Journalism is what Dailey says keeps him young.
“I think Duane will write until he can’t write anymore,” said Abner Womack, professor emeritus of agricultural economics and co-founder of the MU Food and Agricultural Policy Research Institute. “It’s a search for knowledge and the distribution of that knowledge.”
Dailey has worked with Womack for 28 years as FAPRI’s main reporter and press release writer. Womack and his institute run analyses on farm policy for Congress. FAPRI relies heavily on Dailey’s clear, concise style of writing.
“It’s his ability to communicate our research and grab the lead so when we take something into Washington in 50 pages, he can condense that into a paragraph,” Womack said.
FAPRI receives more than 40 analysis requests from Washington a year, which results in three or more press releases for Dailey per month. Although Womack said it is not unusual for him to write one a day.
In the world of policy, Womack stressed how vital it is to clearly present what you want to convey, otherwise someone else will interpret it for you, and often times it won’t be what you had in mind. This is where Dailey’s work comes in. Not only does Dailey clearly communicate through his press releases, but he finds the stories that no one else would have envisioned.
“He doesn’t sit in his office waiting for a story to come to him,” Womack said “He has a beat. He shakes the trees, gathers the leaves and makes beautiful stories out of them.”
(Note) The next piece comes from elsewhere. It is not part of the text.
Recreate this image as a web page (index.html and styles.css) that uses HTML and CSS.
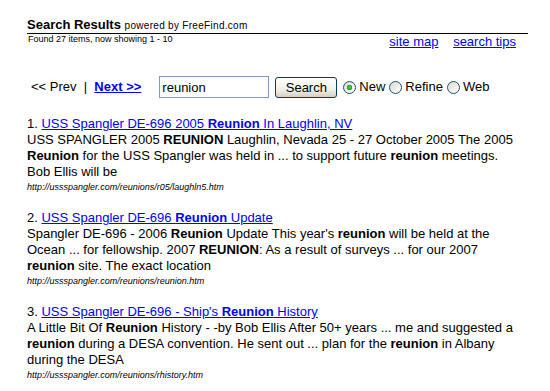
FILE: index.html
```html
<!DOCTYPE html>
<html lang="en">

<head>
  <meta charset="UTF-8" />
  <title>Search Results</title>
  <link rel="stylesheet" href="styles.css">
</head>

<body>
  <div class="page">
    <div class="header">
      Search Results <span class="powered">powered by FreeFind.com</span>
    </div>
    <div class="header-sub">
      <span class="found">Found 27 items, now showing 1 - 10</span>
      <span class="tools">
        <a href="#">site map</a>
        <a href="#">search tips</a>
      </span>
    </div>

    <form class="search-row" onsubmit="return false">
      <span class="pager">&lt;&lt; Prev &nbsp;|&nbsp; <a href="#" class="next">Next &gt;&gt;</a></span>
      <input type="text" class="query" value="reunion" />
      <button type="submit" class="search-btn">Search</button>
      <label class="opt"><input type="radio" name="mode" checked /> New</label>
      <label class="opt"><input type="radio" name="mode" /> Refine</label>
      <label class="opt"><input type="radio" name="mode" /> Web</label>
    </form>

    <div class="results">
      <div class="result">
        1. <a href="#">USS Spangler DE-696 2005 <b>Reunion</b> In Laughlin, NV</a><br>
        USS SPANGLER 2005 <b>REUNION</b> Laughlin, Nevada 25 - 27 October 2005 The 2005 <b>Reunion</b> for the USS Spangler was held in ... to support future <b>reunion</b> meetings. Bob Ellis will be
        <div class="url">http://ussspangler.com/reunions/r05/laughln5.htm</div>
      </div>

      <div class="result">
        2. <a href="#">USS Spangler DE-696 <b>Reunion</b> Update</a><br>
        Spangler DE-696 - 2006 <b>Reunion</b> Update This year's <b>reunion</b> will be held at the Ocean ... for fellowship. 2007 <b>REUNION</b>: As a result of surveys ... for our 2007 <b>reunion</b> site. The exact location
        <div class="url">http://ussspangler.com/reunions/reunion.htm</div>
      </div>

      <div class="result">
        3. <a href="#">USS Spangler DE-696 - Ship's <b>Reunion</b> History</a><br>
        A Little Bit Of <b>Reunion</b> History - -by Bob Ellis After 50+ years ... me and suggested a <b>reunion</b> during a DESA convention. He sent out ... plan for the <b>reunion</b> in Albany during the DESA
        <div class="url">http://ussspangler.com/reunions/rhistory.htm</div>
      </div>
    </div>
  </div>
</body>

</html>
```

FILE: styles.css
```css
body {
  margin: 0;
  background: white;
  color: black;
  font-family: "Liberation Sans", Arial, sans-serif;
  font-size: 13px;
  line-height: 16px;
}

a {
  color: #0000ff;
}

.page {
  width: 501px;
  margin-left: 27px;
  padding-top: 17px;
}

.header {
  font-weight: bold;
  height: 16px;
  border-bottom: 1px solid black;
}

.powered {
  font-weight: normal;
  font-size: 10px;
  letter-spacing: 0.3px;
}

.header-sub {
  display: flex;
  justify-content: space-between;
  align-items: flex-start;
}

.found {
  font-size: 9px;
  line-height: 11px;
  padding-left: 1px;
}

.tools {
  padding-right: 12px;
}

.tools a {
  margin-left: 11px;
}

.search-row {
  display: flex;
  align-items: center;
  margin: 26px 0 0 4px;
  height: 22px;
}

.pager {
  margin-right: 18px;
}

.next {
  font-weight: bold;
}

.query {
  box-sizing: border-box;
  width: 110px;
  height: 22px;
  margin: 0 6px 0 0;
  padding: 0 2px;
  border: 1px solid #7f9db9;
  font-family: inherit;
  font-size: 13px;
}

.search-btn {
  box-sizing: border-box;
  width: 62px;
  height: 21px;
  margin: 0 6px 0 0;
  padding: 0;
  border: 1px solid #003c74;
  border-radius: 3px;
  background: linear-gradient(#ffffff, #f0f0ea 60%, #d6d0c5);
  font-family: inherit;
  font-size: 13px;
  color: black;
}

.opt {
  display: flex;
  align-items: center;
  margin-right: 4px;
}

.opt input {
  appearance: none;
  -webkit-appearance: none;
  box-sizing: border-box;
  width: 13px;
  height: 13px;
  margin: 0 3px 0 0;
  border: 1px solid #1c5180;
  border-radius: 50%;
  background: linear-gradient(135deg, #dcd9cf, #ffffff);
}

.opt input:checked {
  background: radial-gradient(circle, #5ecb5e 0, #21a121 2.5px, transparent 3px),
    linear-gradient(135deg, #dcd9cf, #ffffff);
}

.results {
  width: 490px;
  margin-top: 18px;
}

.result {
  margin-bottom: 16px;
}

.url {
  font-size: 9px;
  font-style: italic;
  line-height: 14px;
}
```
This kind of tree-shaking attitude led Dailey to form a professional relationship with Scott Brown, MU research assistant professor of agricultural and applied economics. Dailey would come to Brown’s office in search of story ideas and often travel with Brown to meetings, which largely concerned the cattle industry.
Prior to their professional relationship Brown and Dailey met in 1978 when Brown’s family was named Missouri Farm Bureau’s State Fair Farm Family. Dailey interviewed the Brown family with no idea that he would some day teach Brown many of MU’s College of Agriculture, Food and Natural Resources operations across separate departments.
“There’s only a handful of people that have a significant impact on your life,” Brown said “Duane is one of them.”
He feels that he owes Dailey not only for assistance writing, but also for getting press through his large media and associated press network.
“He got a lot of press and helped tell my story,” Brown said.
In addition to his large professional network, Brown is highly impressed by how well-known Dailey is throughout the farming community in general. When they would attend meetings together, many farmers would know Dailey personally.
“I often say Duane is one of the critical sources of getting agricultural information out to farmers in Missouri,” Brown said.
In the same sense, Dailey views himself as a translator. He prides himself in taking complicated information and relaying it to farmers in their own language. Dailey writes short, cutting out adjectives and adverbs, a skill he says comes from reading a lot.
Dailey doesn’t write for entertainment—he writes to evoke change in his readers—even if that means doing the same story over and over again. Finding interesting stories and relaying them is his job, a job that he says is not done. There are many stories that he wants to share, whether it be in a local paper or in a national press release.
“That’s it. I want to do stories. Story after story,” Dailey said. “Journalism opens doors.”
Dailey, the journalist who just won’t quit, finds his work to be addictive, exciting and fun. He studies his craft and involves journalism in every aspect of his life.
“Until his dying day he will be in that loop, and he will never get out of that loop,” Womack said. ”He will inspire everyone he encounters.”